European frustration over the Trump administration has been growing, especially following its pullout from the Iran deal last week.It was reflected in EU chief Donald Tusk's remarks following the Sofia summit.
"I think the real geopolitical problem is not when you have an unpredictable opponent, or enemy or partner," said Tusk.
"The problem," he added, "is when your closest friend is unpredictable. It is not a joke now. This is the essence our problem today with our friends on the other side of the Atlantic."
Split over the Balkans
Even as the European Union is united over sticking to the Iran deal, the summit also highlighted the difficulties of expanding the block to include western Balkans candidates. There are a series of challenges, from the refusal by half a dozen EU nations to recognize Kosovo, to bilateral disputes and concerns over Balkans stability. EU members also need to decide in June whether to open membership talks with Macedonia and Albania.

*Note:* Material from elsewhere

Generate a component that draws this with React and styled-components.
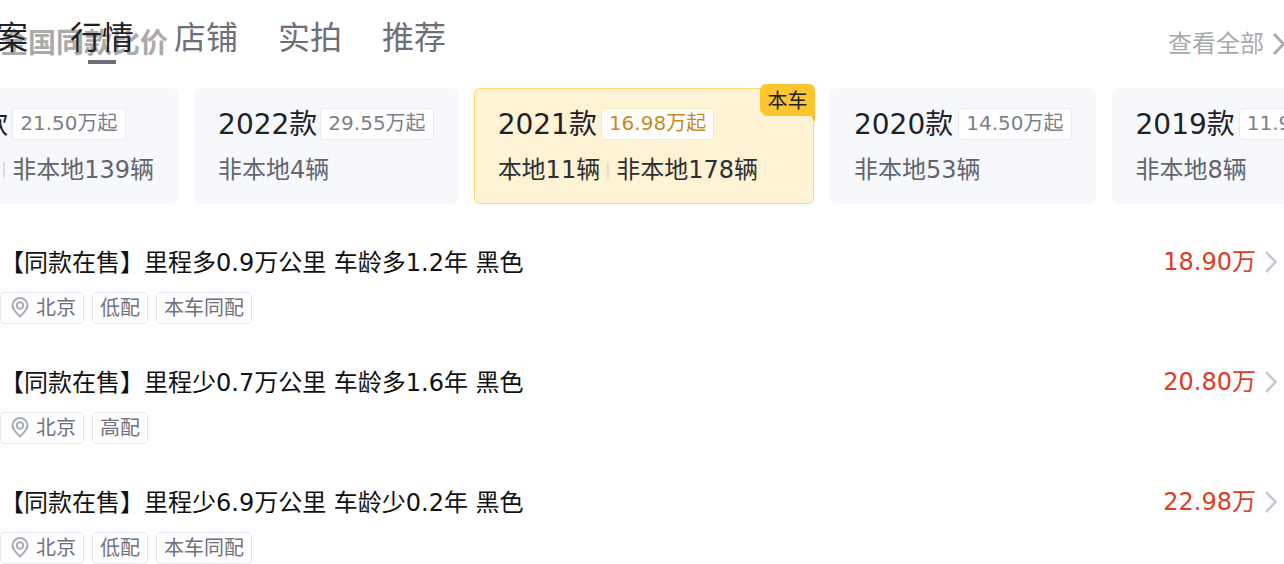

But the Europeans are also aware of competition for influence in the Balkans, including from Russia. Some argue membership expansion will inject new vitality into the European Union, which is losing Britain with Brexit.
"I do not see another future for the western Balkans other than the EU," said Tusk. "There is no alternative, there is no plan B. The Western Balkans are an integral part of Europe and they belong to our community."
But Tusk acknowledged Balkans nations are also grappling with sizable problems. And some member states like France argue the European Union must first get its own house in order before taking on new members.